The station's history dates back to 1964. Its owner was the late John B. Lamers (1905-April 17, 1994). His application for a radio station on the FM dial at 106.7 FM was accepted, but he was advised to use the frequency of 100.5 FM instead. The station first aired on October 1, 1965. Its ERP was 1,135 watts. Its studios were in Tillsonburg, while its transmitter was located to the northwest of the town. CKOT-FM originally acted as a simulcast transmitter while CKOT was on the air (the FM transmitter was able to operate from 6 a.m. to midnight, even though the AM station could only air from sunrise to sunset, as it was a daytimer station). Since the FM station was on the air longer, it proved to be successful.

By January 1970, CKOT-FM and CKOT had adopted different programming. CKOT-FM adopted "The Sound of Music" easy listening format, while the AM station became known as "Active, Lively, Community Information Radio".

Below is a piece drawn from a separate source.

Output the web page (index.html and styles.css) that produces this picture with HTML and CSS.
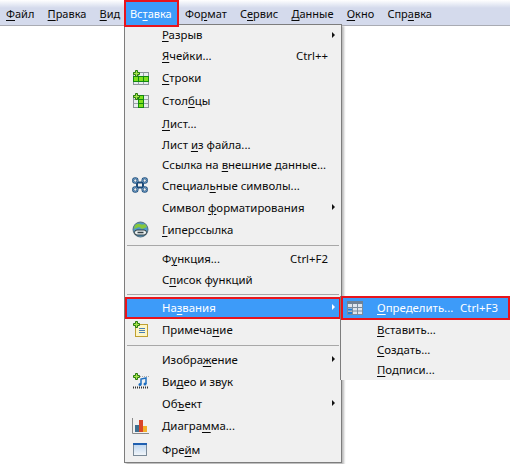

In 1974, the station was granted permission to move to 101.3 MHz, to increase its power to 50,000 watts, and to move its transmitter to a new site (its current location). This went into effect in December 1974.

In 1996, the CRTC approved a change of ownership of Tillsonburg Broadcasting Co. Ltd., resulting in John D. Lamers, Jr. increasing his ownership interest from 36.8 to 50.3%. This gave him a controlling interest in his Tillsonburg Broadcasting (also known as the "John D. Lamers Group"), and its two radio stations (CKOT-AM-FM). Other shareholders are Robert Lamers and Joanne Fenton.

On February 17, 2013, CKOT operating at 1510 kHz left the air and was one of Canada's last daytime-only radio stations.

On September 27, 2016, Tillsonburg Broadcasting Company announced that it had sold its stations to Rogers Media pending CRTC approval, ending over 50 years of local ownership. The CRTC approved the transfer of ownership on July 13, 2017.

Former logo as "Easy 101.3" used from 2018-2025

On August 15, 2018, the station re-branded from Easy 101 to Easy 101.3 (with branding modelled upon other Rogers-owned AC stations) and revamped its programming, replacing its local personalities with voice tracked talent from its sister stations, and dropping older music in favour of a mainstream adult contemporary format.

On November 22, 2024, Rogers announced its intent to sell CKOT-FM and CJDL-FM to My Broadcasting Corporation (MBC), pending CRTC approval. The transaction was approved by the CRTC on June 30, 2025. On August 1, 2025, MBC flipped the station to classic rock as 101.3 Giant FM.